A lifelong bachelor, he likes being his own boss up here in this hideaway in the hills with its sweeping God-given vistas. Being something of a curmudgeon, he says he doesn’t need any woman “who wants the luxury of a Walmart,” or society at-large poking a nose over his shoulder.
People call Kremin’s rustic operation one of rural Nevada’s best-kept secrets.
And that’s the way he wants to keep it.
But to keep the doors swinging, he agreed to a little publicity, knowing that if too many people show up, he’ll just tell them to skedaddle.
Still, travelers keep coming — motorcyclists, desert roustabouts, lost families. In an average month, Walt hosts more than 100 guests, a burden that gets him out of bed before first light hits the Lida Valley and flat-topped Jackson Mountain just beyond.
Sometimes, he’ll call in help, but stubborn Kremin prefers to handle things alone, declaring, “I don’t like to be anybody’s hall monitor.”
On a recent morning, Kremin tends bar at the saloon he refurbished from the town’s original real estate office. He spent years running around the mountains and antique shops looking for old knickknacks to make it look just right, like an authentic relic of the Old West.
He wears a straw cowboy hat, sky-blue shirt and work boots, a pair of red suspenders barely holding up his bluejeans. And this being rural Nevada, he’s also got his 9-millimeter Smith & Wesson strapped to his hip. He’s never shot another man, just the pesky bobcats that prey on his domestic cats.
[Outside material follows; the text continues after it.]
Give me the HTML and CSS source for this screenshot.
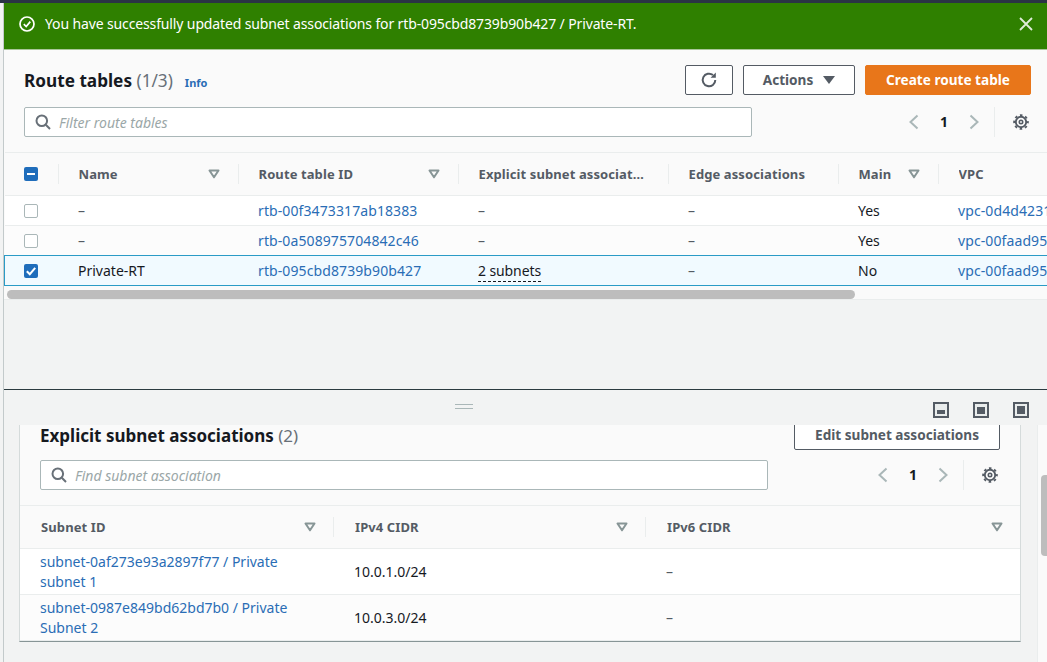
FILE: index.html
```html
<!DOCTYPE html>
<html lang="en">
<head>
  <meta charset="UTF-8" />
  <title>Route tables</title>
  <link rel="stylesheet" href="styles.css">
</head>
<body>
  <svg class="sprites" width="0" height="0">
    <symbol id="i-search" viewBox="0 0 16 16"><circle cx="6.8" cy="6.8" r="5.3" fill="none" stroke="currentColor" stroke-width="2"/><path d="M10.8 10.8 15 15" fill="none" stroke="currentColor" stroke-width="2"/></symbol>
    <symbol id="i-left" viewBox="0 0 16 16"><path d="M11.5 1.5 4.5 8l7 6.5" fill="none" stroke="currentColor" stroke-width="2"/></symbol>
    <symbol id="i-right" viewBox="0 0 16 16"><path d="M4.5 1.5 11.5 8l-7 6.5" fill="none" stroke="currentColor" stroke-width="2"/></symbol>
    <symbol id="i-gear" viewBox="0 0 16 16"><circle cx="8" cy="8" r="5.200" fill="none" stroke="currentColor" stroke-width="1.900"/><circle cx="8" cy="8" r="6.900" fill="none" stroke="currentColor" stroke-width="1.800" stroke-dasharray="2.600 2.820" stroke-dashoffset="1.300"/><circle cx="8" cy="8" r="1.700" fill="none" stroke="currentColor" stroke-width="1.600"/></symbol>
    <symbol id="i-sort" viewBox="0 0 12 10"><path d="M1.500 1.500h9L6 8.300z" fill="none" stroke="currentColor" stroke-width="2" stroke-linejoin="round"/></symbol>
  </svg>

  <div class="top-line"></div>

  <div class="app">
    <div class="flash">
      <svg class="flash-icon" width="16" height="16" viewBox="0 0 16 16"><circle cx="8" cy="8" r="7" fill="none" stroke="#fff" stroke-width="1.700"/><path d="M4.800 8.200 7.200 10.500 11.300 5.600" fill="none" stroke="#fff" stroke-width="1.700"/></svg>
      <span class="flash-text">You have successfully updated subnet associations for rtb-095cbd8739b90b427 / Private-RT.</span>
      <svg class="flash-close" width="14" height="14" viewBox="0 0 14 14"><path d="M1 1l12 12M13 1 1 13" stroke="#fff" stroke-opacity=".85" stroke-width="1.800" fill="none"/></svg>
    </div>

    <section class="upper">
      <div class="tools">
        <div class="title-row">
          <h1 class="title">Route tables <span class="count">(1/3)</span></h1>
          <a class="info">Info</a>
          <div class="actions">
            <button class="btn btn-icon">
              <svg width="18" height="18" viewBox="0 0 18 18"><path d="M15.300 9A6.300 6.300 0 1 1 13 4.100" fill="none" stroke="#545b64" stroke-width="2"/><path d="M15.800 1.500v5.200h-5.200z" fill="#545b64"/></svg>
            </button>
            <button class="btn btn-actions">Actions <span class="caret"></span></button>
            <button class="btn btn-primary">Create route table</button>
          </div>
        </div>
        <div class="filter-row">
          <div class="search search-wide">
            <svg class="search-icon" width="16" height="16"><use href="#i-search"/></svg>
            <span class="placeholder">Filter route tables</span>
          </div>
          <div class="pager">
            <svg class="chev" width="16" height="16"><use href="#i-left"/></svg>
            <span class="page">1</span>
            <svg class="chev" width="16" height="16"><use href="#i-right"/></svg>
            <span class="pager-sep"><svg class="gear" width="16" height="16"><use href="#i-gear"/></svg></span>
          </div>
        </div>
      </div>

      <table class="rt-table">
        <colgroup><col class="c-check"><col class="c-name"><col class="c-id"><col class="c-assoc"><col class="c-edge"><col class="c-main"><col class="c-vpc"></colgroup>
        <thead>
          <tr>
            <th><div class="th-in th-check"><span class="box box-on"><svg width="14" height="14" viewBox="0 0 14 14"><path d="M3 7h8" stroke="#fff" stroke-width="2"/></svg></span></div></th>
            <th><div class="th-in"><span class="th-label">Name</span><svg class="sort" width="12" height="10"><use href="#i-sort"/></svg></div></th>
            <th><div class="th-in"><span class="th-label">Route table ID</span><svg class="sort" width="12" height="10"><use href="#i-sort"/></svg></div></th>
            <th><div class="th-in th-long"><span class="th-label">Explicit subnet associations</span></div></th>
            <th><div class="th-in"><span class="th-label">Edge associations</span></div></th>
            <th><div class="th-in"><span class="th-label">Main</span><svg class="sort" width="12" height="10"><use href="#i-sort"/></svg></div></th>
            <th><div class="th-in th-last"><span class="th-label">VPC</span></div></th>
          </tr>
        </thead>
        <tbody>
          <tr>
            <td><span class="box"></span></td>
            <td class="dash">–</td>
            <td><a class="link">rtb-00f3473317ab18383</a></td>
            <td class="dash">–</td>
            <td class="dash">–</td>
            <td>Yes</td>
            <td><a class="link">vpc-0d4d42311c5e8a7f2</a></td>
          </tr>
          <tr class="alt before-selected">
            <td><span class="box"></span></td>
            <td class="dash">–</td>
            <td><a class="link">rtb-0a508975704842c46</a></td>
            <td class="dash">–</td>
            <td class="dash">–</td>
            <td>Yes</td>
            <td><a class="link">vpc-00faad95b2c1d3e47</a></td>
          </tr>
          <tr class="selected">
            <td><span class="box box-on"><svg width="14" height="14" viewBox="0 0 14 14"><path d="M2.800 7.200 5.800 10.200 11.200 3.800" fill="none" stroke="#fff" stroke-width="2"/></svg></span></td>
            <td>Private-RT</td>
            <td><a class="link">rtb-095cbd8739b90b427</a></td>
            <td><span class="popover">2 subnets</span></td>
            <td class="dash">–</td>
            <td>No</td>
            <td><a class="link">vpc-00faad95b2c1d3e47</a></td>
          </tr>
        </tbody>
      </table>
      <div class="h-track"><div class="h-thumb"></div></div>
    </section>

    <div class="upper-gap"></div>

    <section class="split">
      <div class="split-head">
        <div class="handle"></div>
        <div class="split-icons">
          <span class="pos pos-low"></span>
          <span class="pos pos-mid"></span>
          <span class="pos pos-full"></span>
        </div>
      </div>

      <div class="split-body">
        <div class="pane">
          <div class="card">
            <div class="card-title-row">
              <h2 class="card-title">Explicit subnet associations <span class="count">(2)</span></h2>
              <button class="btn btn-edit">Edit subnet associations</button>
            </div>
            <div class="filter-row card-filter">
              <div class="search search-card">
                <svg class="search-icon" width="16" height="16"><use href="#i-search"/></svg>
                <span class="placeholder">Find subnet association</span>
              </div>
              <div class="pager">
                <svg class="chev" width="16" height="16"><use href="#i-left"/></svg>
                <span class="page">1</span>
                <svg class="chev" width="16" height="16"><use href="#i-right"/></svg>
                <span class="pager-sep"><svg class="gear" width="16" height="16"><use href="#i-gear"/></svg></span>
              </div>
            </div>

            <table class="sub-table">
              <colgroup><col class="s-id"><col class="s-v4"><col class="s-v6"></colgroup>
              <thead>
                <tr>
                  <th><div class="th-in"><span class="th-label">Subnet ID</span><svg class="sort" width="12" height="10"><use href="#i-sort"/></svg></div></th>
                  <th><div class="th-in"><span class="th-label">IPv4 CIDR</span><svg class="sort" width="12" height="10"><use href="#i-sort"/></svg></div></th>
                  <th><div class="th-in th-last"><span class="th-label">IPv6 CIDR</span><svg class="sort" width="12" height="10"><use href="#i-sort"/></svg></div></th>
                </tr>
              </thead>
              <tbody>
                <tr>
                  <td><a class="link">subnet-0af273e93a2897f77 / Private subnet 1</a></td>
                  <td>10.0.1.0/24</td>
                  <td class="dash">–</td>
                </tr>
                <tr class="alt">
                  <td><a class="link">subnet-0987e849bd62bd7b0 / Private Subnet 2</a></td>
                  <td>10.0.3.0/24</td>
                  <td class="dash">–</td>
                </tr>
              </tbody>
            </table>
          </div>
        </div>
        <div class="v-track"><div class="v-thumb"></div></div>
      </div>
    </section>
  </div>
</body>
</html>
```

FILE: styles.css
```css
* {
  box-sizing: border-box;
}
html, body {
  margin: 0;
  height: 100%;
  overflow: hidden;
}
body {
  font-family: "Noto Sans", "Open Sans", sans-serif;
  font-size: 14px;
  line-height: 20px;
  color: #16191f;
  background: #f2f3f3;
}
.sprites {
  display: block;
  height: 0;
}
.top-line {
  height: 3px;
  background: #2a3345;
}
.app {
  margin-left: 3px;
  border-left: 1px solid #c3cacb;
}

/* flash bar */
.flash {
  display: flex;
  align-items: center;
  height: 47px;
  padding: 0 14px 4px 15px;
  background: #2f8000;
  border-bottom: 1px solid #a9c79a;
  color: #fff;
}
.flash-text {
  margin-left: 10px;
  flex: 1;
  letter-spacing: -.13px;
}
.flash-close {
  flex: none;
}

/* upper panel */
.upper {
  background: #fafafa;
}
.tools {
  padding: 15px 16px 15px 20px;
  height: 102px;
}
.title-row {
  display: flex;
  align-items: center;
  height: 30px;
}
.title {
  margin: 1px 0 0;
  font-size: 17.200px;
  line-height: 30px;
  font-weight: 700;
}
.count {
  color: #687078;
  font-weight: 400;
}
.info {
  margin-left: 12px;
  margin-top: 5px;
  font-size: 11px;
  font-weight: 700;
  color: #2a6db5;
}
.actions {
  margin-left: auto;
  display: flex;
  gap: 10px;
}
.btn {
  height: 30px;
  padding: 0;
  font: 700 13.600px/20px "Noto Sans", "Open Sans", sans-serif;
  color: #545b64;
  background: #fff;
  border: 1px solid #545b64;
  border-radius: 2px;
  display: flex;
  align-items: center;
  justify-content: center;
}
.btn-icon {
  width: 48px;
}
.btn-actions {
  width: 112px;
  gap: 10px;
}
.caret {
  width: 0;
  height: 0;
  border-left: 6px solid transparent;
  border-right: 6px solid transparent;
  border-top: 8px solid #545b64;
}
.btn-primary {
  width: 166px;
  background: #e8761a;
  border-color: #e8761a;
  color: #fff;
}
.filter-row {
  display: flex;
  align-items: center;
  margin-top: 12px;
  height: 30px;
}
.search {
  display: flex;
  align-items: center;
  height: 30px;
  padding-left: 10px;
  background: #fff;
  border: 1px solid #aab7b8;
  border-radius: 2px;
}
.search-wide {
  width: 728px;
}
.search-card {
  width: 728px;
}
.search-icon {
  color: #687078;
}
.placeholder {
  margin-left: 8px;
  padding-top: 1px;
  font-style: italic;
  color: #9ba7a8;
}
.pager {
  margin-left: auto;
  display: flex;
  align-items: center;
  height: 30px;
}
.chev {
  color: #aab7b8;
}
.page {
  width: 44px;
  text-align: center;
  font-weight: 700;
  color: #16191f;
}
.pager-sep {
  display: flex;
  align-items: center;
  height: 30px;
  margin-left: 12px;
  padding: 0 2px 0 18px;
  border-left: 1px solid #eaeded;
}
.gear {
  color: #545b64;
}

/* tables */
table {
  table-layout: fixed;
  border-collapse: collapse;
}
.rt-table {
  width: 1260px;
}
.c-check { width: 54px; }
.c-name { width: 180px; }
.c-id { width: 220px; }
.c-assoc { width: 210px; }
.c-edge { width: 170px; }
.c-main { width: 100px; }
.c-vpc { width: 326px; }

th {
  padding: 0;
  height: 43px;
  background: #fafafa;
  border-top: 1px solid #eaeded;
  border-bottom: 1px solid #eaeded;
  font-size: 13px;
  letter-spacing: .1px;
  font-weight: 700;
  text-align: left;
  color: #545b64;
}
.th-in {
  display: flex;
  align-items: center;
  justify-content: space-between;
  height: 20px;
  padding: 0 18px 0 20px;
  border-right: 1px solid #eaeded;
}
.th-long {
  padding-right: 22px;
}
.th-last {
  border-right: 0;
}
.th-check {
  justify-content: flex-start;
  padding-left: 19px;
}
.th-label {
  overflow: hidden;
  white-space: nowrap;
  text-overflow: ellipsis;
}
.sort {
  flex: none;
  color: #879596;
}
td {
  padding: 0 0 0 19.500px;
  height: 30px;
  background: #fff;
  border-bottom: 1px solid #eaeded;
  white-space: nowrap;
}
td:first-child {
  padding-left: 19px;
}
.alt td {
  background: #fcfcfc;
}
.dash {
  color: #545b64;
}
.link {
  color: #2a6db5;
}
.rt-table .link {
  letter-spacing: .1px;
}
.box {
  display: block;
  width: 14px;
  height: 14px;
  background: #fff;
  border: 1px solid #aab7b8;
  border-radius: 2px;
}
.box-on {
  background: #1f6dbb;
  border: 0;
}
.box-on svg {
  display: block;
}
.before-selected td {
  border-bottom-color: #2a9bc6;
}
.selected td {
  background: #f1faff;
  border-bottom: 1px solid #2a9bc6;
}
.selected td:first-child {
  border-left: 1px solid #2a9bc6;
}
.popover {
  border-bottom: 1px dashed #16191f;
  padding-bottom: 1px;
  letter-spacing: -.1px;
}
.h-track {
  height: 14px;
  padding: 4px 0 0 3px;
  background: #fafafa;
  border-bottom: 1px solid #eaeded;
}
.h-thumb {
  width: 848px;
  height: 9px;
  border-radius: 5px;
  background: #bdbdbd;
}
.upper-gap {
  height: 89px;
}

/* split panel */
.split {
  border-top: 1px solid #2b3a3f;
}
.split-head {
  display: flex;
  align-items: center;
  height: 35px;
  padding-left: 451px;
  padding-right: 18px;
  padding-bottom: 2px;
}
.handle {
  width: 18px;
  height: 5px;
  border-top: 1px solid #aab7b8;
  border-bottom: 1px solid #aab7b8;
}
.split-icons {
  margin-left: auto;
  margin-top: 7px;
  display: flex;
  gap: 24px;
}
.pos {
  display: flex;
  width: 16px;
  height: 16px;
  padding: 2px;
  border: 2px solid #545b64;
  background: #eaeded;
}
.pos::after {
  content: "";
  display: block;
  width: 100%;
  background: #545b64;
}
.pos-low {
  align-items: flex-end;
}
.pos-low::after {
  height: 4px;
}
.pos-mid {
  align-items: flex-end;
}
.pos-mid::after {
  height: 7px;
}
.pos-full::after {
  height: 100%;
}
.split-body {
  display: flex;
  height: 237px;
  overflow: hidden;
}
.pane {
  flex: 1;
  padding-left: 15px;
  padding-right: 16px;
}
.card {
  width: 1002px;
  background: #fafafa;
  border-left: 1px solid #d5dbdb;
  border-right: 1px solid #d5dbdb;
  border-bottom: 1px solid #879596;
  margin-top: 0;
}
.card-title-row {
  display: flex;
  justify-content: space-between;
  align-items: flex-start;
  height: 24px;
  padding: 0 20px;
}
.card-title {
  margin: 0;
  font-size: 17px;
  line-height: 22px;
  font-weight: 700;
}
.btn-edit {
  width: 206px;
  height: 30px;
  margin-top: -5px;
}
.card-filter {
  margin-top: 11px;
  padding: 0 22px 0 20px;
}
.card-filter .pager-sep {
  padding-right: 0;
}
.sub-table {
  width: 1000px;
  margin-top: 15px;
}
.s-id { width: 314px; }
.s-v4 { width: 312px; }
.s-v6 { width: 374px; }
.sub-table .th-in {
  padding: 0 17px 0 21px;
}
.sub-table td {
  height: 46px;
  padding-left: 20px;
  padding-right: 40px;
  white-space: normal;
}
.v-track {
  width: 10px;
  padding: 50px 0 0 3px;
  background: #fafafa;
  border-left: 1px solid #eaeded;
}
.v-thumb {
  width: 7px;
  height: 81px;
  border-radius: 4px 0 0 4px;
  background: #bdbdbd;
}
```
Kremin is known to enjoy a little coffee in his morning whiskey. He pours himself another shot of Usher’s Green Stripe and in his clipped New York accent tells the unlikely story of how he ended up here.
He arrived in Gold Point in 1973, when there weren’t many more folks around than there are now. Right off, he fell for the morning fog banks and how the hills glowed pink at dusk.
He soon joined up with his brother, Chuck Kremin, and house painter Herb Robbins, to start buying buildings around the old silver-mining town, which was originally settled in the 1880s and first called Lime Point and then Horn Silver before folks settled on Gold Point.
In 1997, after Robbins won $223,000 on a Vegas slot machine, the partners got to work creating a bed-and-breakfast. But time scatters like the desert dust. Chuck Kremin left because of his diabetes and the fact that his wife was afraid of ghosts. Robbins quit after the pain from a scaffolding accident became too much. He still lives in town.
That leaves Walt Kremin, who knows he can’t be everywhere at once, so he rigged up a sensor that trips when visitors arrive, bringing him down in his utility cart to open for business.
“I don’t know how to mix drinks,” he says. “If they’re complicated, I tell people to make it themselves. Or tell me what’s in ‘em, because my memory is terrible.”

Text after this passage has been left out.